Overall, the L2 voter data stands to benefit a range of researchers. Because of the data’s inclusion of information that is modeled and drawn from other sources, the dataset could prove useful for economists, sociologists, market researchers, and scholars of city and regional planning, Church said. It will be especially useful for scholars in the disciplines of political science and public policy. For example, the data could allow researchers to look into possible relationships between political engagement and factors such as vehicle or home ownership, he said. 

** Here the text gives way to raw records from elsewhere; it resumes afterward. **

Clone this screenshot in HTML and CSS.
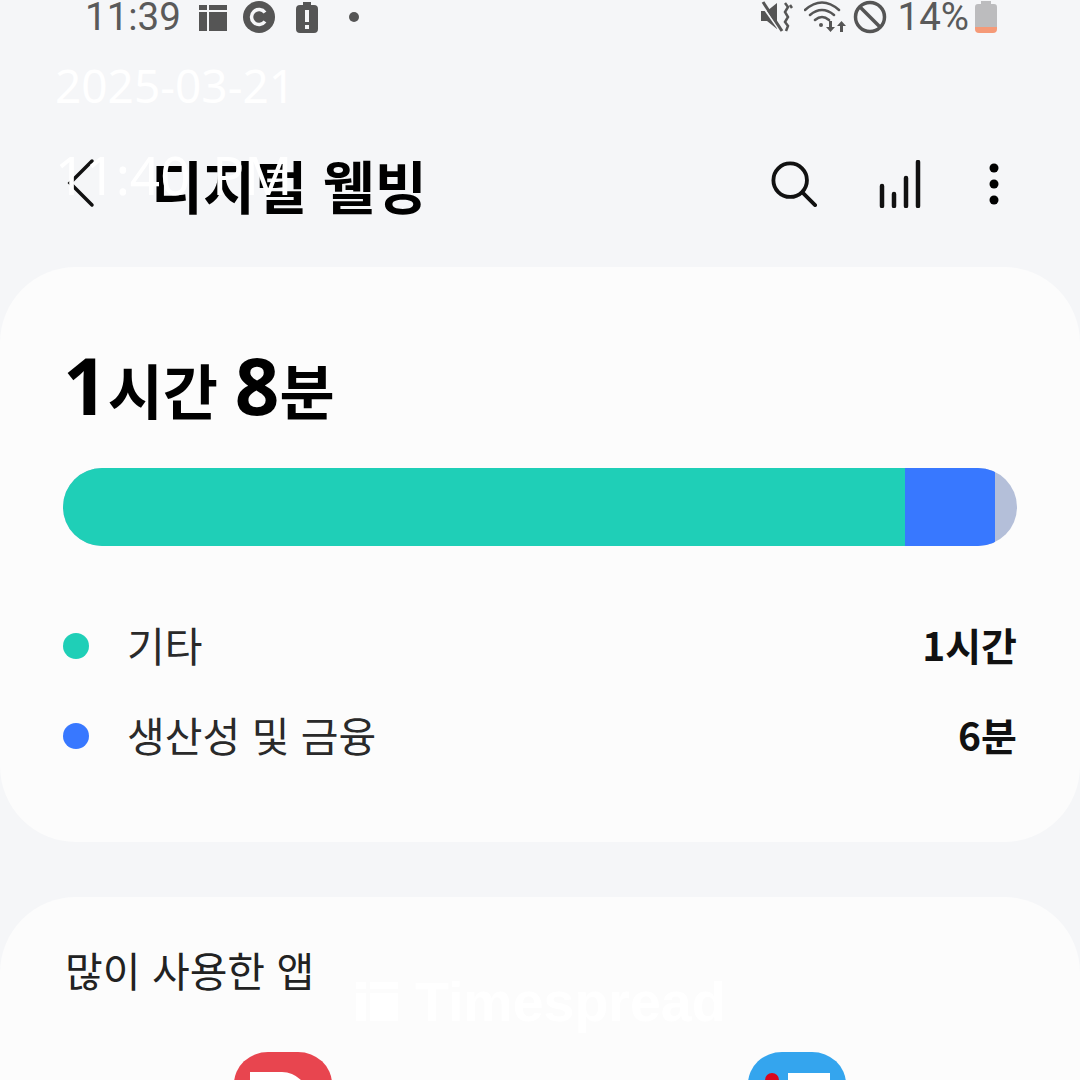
FILE: index.html

```html
<!DOCTYPE html>
<html lang="ko">
<head>
    <meta charset="utf-8">
    <title>디지털 웰빙</title>
    <link rel="stylesheet" href="styles.css">
</head>
<body>

<div class="statusBar">
    <div class="statusLeft">
        <span class="clock">11:39</span>
        <svg class="statIcon iconGrid" width="30" height="30" viewBox="0 0 30 30"><path fill="#555" d="M1 3h8v5H1zM11 3h18v5H11zM1 10h8v19H1zM11 10h18v19H11z"/></svg>
        <svg class="statIcon iconCopy" width="34" height="34" viewBox="0 0 34 34"><circle cx="17" cy="17" r="16" fill="#555"/><path fill="none" stroke="#f5f6f8" stroke-width="3.500" d="M23 12.500a7.500 7.500 0 1 0 0 9"/></svg>
        <svg class="statIcon iconAlert" width="22" height="31" viewBox="0 0 22 31"><path fill="#555" d="M7 0h8v3h3q4 0 4 4v20q0 4-4 4H4q-4 0-4-4V7q0-4 4-4h3z"/><path fill="#f5f6f8" d="M9 8h4v12H9zM9 23h4v4H9z"/></svg>
        <span class="dot"></span>
    </div>
    <div class="statusRight">
        <svg class="iconMute" width="32" height="32" viewBox="0 0 32 32"><path fill="#555" d="M0 10h6l10-8v26L6 20H0z"/><path stroke="#f5f6f8" stroke-width="2" d="M0 3l19 27"/><path stroke="#555" stroke-width="3" d="M2 1l19 29"/><path fill="none" stroke="#555" stroke-width="2.500" d="M24 2l3 4-3 5 3 5-3 5 3 4-2 5M29 4l2 3"/></svg>
        <svg width="42" height="34" viewBox="0 0 42 34"><g fill="none" stroke="#555" stroke-width="2.500" stroke-linecap="round"><path d="M1 10q17-15 34 0M6 15q12-10 24 0M11 20q7-6 14 0"/></g><circle cx="17" cy="25" r="2" fill="#555"/><path fill="#555" d="M25 21h3v6h3l-4.500 5-4.500-5h3zM36 32h3v-6h3l-4.500-5-4.500 5h3z"/></svg>
        <svg class="noIcon" width="34" height="34" viewBox="0 0 34 34"><circle cx="17" cy="17" r="14.500" fill="none" stroke="#555" stroke-width="3.500"/><path stroke="#555" stroke-width="3.500" d="M7 7l20 20"/></svg>
        <span class="battPct">14%</span>
        <svg class="iconBatt" width="24" height="32" viewBox="0 0 24 32"><path fill="#bcbcbe" d="M7 0h10v3h3q3 0 3 3v20H1V6q0-3 3-3h3z"/><path fill="#f59a78" d="M1 26h22v2q0 4-4 4H5q-4 0-4-4z"/></svg>
    </div>
</div>

<div class="topBar">
    <div class="titleSide">
        <svg class="backIcon" width="30" height="52" viewBox="0 0 30 52"><path fill="none" stroke="#111" stroke-width="3.500" stroke-linecap="round" d="M25 3L3 25l22 22"/></svg>
        <h1 class="pageTitle">디지털 웰빙</h1>
    </div>
    <div class="actions">
        <svg class="iconSearch" width="46" height="46" viewBox="0 0 48 48"><circle cx="20" cy="20" r="17.500" fill="none" stroke="#111" stroke-width="4"/><path stroke="#111" stroke-width="4" stroke-linecap="round" d="M33 33l13 13"/></svg>
        <svg class="iconBars" width="44" height="48" viewBox="0 0 44 48"><path stroke="#111" stroke-width="4.500" stroke-linecap="round" d="M4 26v20M16 34v12M28 18v28M40 2v44"/></svg>
        <svg class="iconMore" width="12" height="44" viewBox="0 0 12 44"><circle cx="6" cy="6" r="4.500"/><circle cx="6" cy="22" r="4.500"/><circle cx="6" cy="38" r="4.500"/></svg>
    </div>
</div>

<section class="card usageCard">
    <div class="totalTime"><b>1</b>시간 <b>8</b>분</div>
    <div class="usageBar">
        <div class="seg segTeal"></div>
        <div class="seg segBlue"></div>
    </div>
    <ul class="legend">
        <li class="legendRow"><span class="legendDot dotTeal"></span><span class="legendName">기타</span><span class="legendVal">1시간</span></li>
        <li class="legendRow"><span class="legendDot dotBlue"></span><span class="legendName">생산성 및 금융</span><span class="legendVal">6분</span></li>
    </ul>
</section>

<section class="card appsCard">
    <h2 class="appsTitle">많이 사용한 앱</h2>
    <div class="appIcons">
        <div class="appIcon appRed"><span class="redGlyph"></span></div>
        <div class="appIcon appBlue"><span class="blueDot"></span><span class="blueGlyph"></span></div>
    </div>
</section>

<!-- overlay stamps from the capture app -->
<div class="stampDate">2025-03-21</div>
<div class="stampTime">11:40 PM</div>
<div class="stampBrand">
    <svg width="44" height="42" viewBox="0 0 44 42"><path fill="#fff" d="M1 1h10v7H1zM15 12h28v28H15zM1 12h10v28H1zM15 1h28v7H15z"/></svg>
    <span>Timespread</span>
</div>

</body>
</html>
```

FILE: styles.css

```css
html, body {
    margin: 0;
    padding: 0;
}

body {
    width: 1080px;
    height: 1080px;
    overflow: hidden;
    position: relative;
    background-color: #f5f6f8;
    font-family: "Noto Sans CJK KR", "Noto Sans", sans-serif;
    color: #111;
}

/* status bar */
.statusBar {
    height: 34px;
    padding: 0 82px 0 85px;
    display: flex;
    justify-content: space-between;
    align-items: center;
    color: #555;
}

.statusLeft, .statusRight {
    display: flex;
    align-items: center;
}

.clock, .battPct {
    font-family: Roboto, sans-serif;
    font-size: 38.5px;
    line-height: 34px;
    color: #5a5a5a;
}

.iconGrid {
    margin-left: 17px;
}

.iconCopy {
    margin-left: 14px;
}

.iconAlert {
    margin-left: 20px;
}

.dot {
    width: 10px;
    height: 10px;
    margin-left: 31px;
    border-radius: 50%;
    background-color: #555;
}

.statusRight {
    gap: 10px;
}

.iconMute {
    margin-right: 1px;
}

.noIcon {
    margin-left: -3px;
    margin-right: 1px;
}

.battPct {
    margin-right: -5px;
}

/* title row */
.topBar {
    height: 233px;
    padding: 66px 80px 0 67px;
    box-sizing: border-box;
    display: flex;
    justify-content: space-between;
    align-items: center;
}

.titleSide {
    display: flex;
    align-items: center;
}

.pageTitle {
    margin: 0 0 0 54px;
    font-size: 56.5px;
    font-weight: 700;
    line-height: 60px;
    color: #000;
}

.actions {
    display: flex;
    align-items: center;
}

.iconBars {
    margin-left: 61px;
}

.iconMore {
    margin-left: 66px;
}

/* cards */
.card {
    background-color: #fcfcfc;
    border-radius: 76px;
}

.usageCard {
    height: 575px;
    box-sizing: border-box;
    padding: 78px 63px 0;
    margin-bottom: 55px;
}

.totalTime {
    height: 80px;
    font-size: 60px;
    font-weight: 700;
    line-height: 80px;
    white-space: nowrap;
    color: #000;
}

.totalTime b {
    font-family: "Noto Sans", sans-serif;
    font-size: 78px;
    font-weight: 700;
}

.usageBar {
    display: flex;
    height: 78px;
    margin-top: 43px;
    border-radius: 39px;
    overflow: hidden;
    background-color: #b4bfd9;
}

.segTeal {
    width: 842px;
    background-color: #1fcfb7;
}

.segBlue {
    width: 90px;
    background-color: #3878ff;
}

.legend {
    list-style: none;
    margin: 55px 0 0;
    padding: 0;
}

.legendRow {
    display: flex;
    align-items: center;
    height: 90px;
    font-size: 41px;
    line-height: 50px;
}

.legendDot {
    width: 26px;
    height: 26px;
    border-radius: 50%;
}

.dotTeal {
    background-color: #1fcfb7;
}

.dotBlue {
    background-color: #3878ff;
}

.legendName {
    margin-left: 38px;
    padding-bottom: 4px;
    color: #2a2a2a;
}

.legendVal {
    margin-left: auto;
    padding-bottom: 4px;
    font-size: 39px;
    font-weight: 700;
}

/* second card runs off the bottom of the screen */
.appsCard {
    height: 183px;
    box-sizing: border-box;
    padding: 44px 65px 0;
    border-radius: 76px 76px 0 0;
    overflow: hidden;
}

.appsTitle {
    margin: 0;
    font-size: 41px;
    font-weight: 400;
    line-height: 56px;
    color: #222;
}

.appIcons {
    display: flex;
    margin-top: 55px;
    padding-left: 169px;
    gap: 416px;
}

.appIcon {
    flex: none;
    width: 98px;
    height: 98px;
    border-radius: 34px / 32px;
    position: relative;
    overflow: hidden;
}

.appRed {
    background-color: #e8454f;
}

.redGlyph {
    position: absolute;
    left: 16px;
    top: 20px;
    width: 58px;
    height: 60px;
    border-radius: 0 26px 0 0;
    background-color: #fff;
}

.appBlue {
    background-color: #34a5ee;
}

.blueDot {
    position: absolute;
    left: 17px;
    top: 21px;
    width: 14px;
    height: 30px;
    border-radius: 7px;
    background-color: #d9061c;
}

.blueGlyph {
    position: absolute;
    left: 40px;
    top: 21px;
    width: 42px;
    height: 60px;
    background-color: #fff;
}

/* stamps lie over the page */
.stampDate, .stampTime {
    position: absolute;
    left: 55px;
    font-family: "Noto Sans", sans-serif;
    color: #fff;
    line-height: 1;
}

.stampDate {
    top: 62px;
    font-size: 46px;
}

.stampTime {
    top: 148px;
    font-size: 53px;
    word-spacing: 8px;
}

.stampBrand {
    position: absolute;
    left: 355px;
    top: 970px;
    display: flex;
    align-items: center;
    gap: 16px;
    font-family: "Liberation Sans", sans-serif;
    font-size: 55.5px;
    font-weight: 700;
    color: #fff;
}
```
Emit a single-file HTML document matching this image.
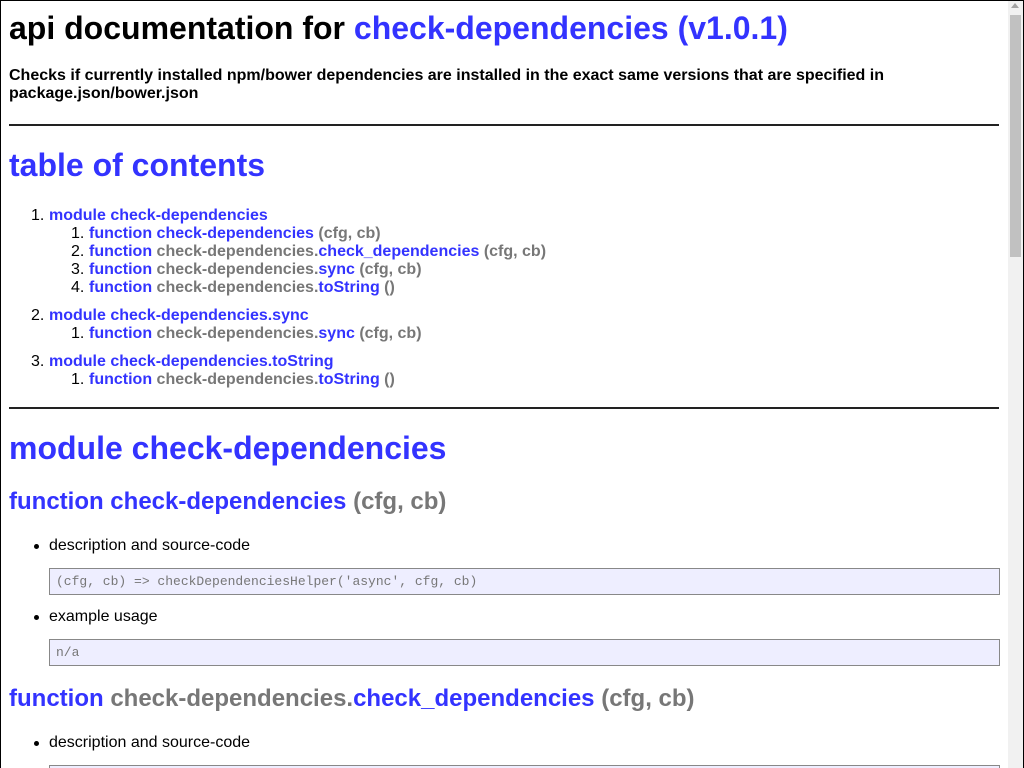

Voter registration data is “the gold standard” when it comes to turnout, said Deshpande, the P.h.D. student who conducted research on evictions. When blended with other datasets, scholars can glean how policies and other factors — from automatic voter registration at the DMV to ID requirements to evictions — drive disparities in voter participation. By lifting the hood on our political system, researchers can help diagnose problems and inspire change, while underscoring the importance of the people at the heart of it all.

“It feels like this data is a window into how our democracy functions,” Sackmann said. “Being able to put this in the hands of researchers who want to ask those really tough data-driven questions is crucial to continuing the functioning of our democracy and knowing how it works, and knowing the value and importance of the individual voter.”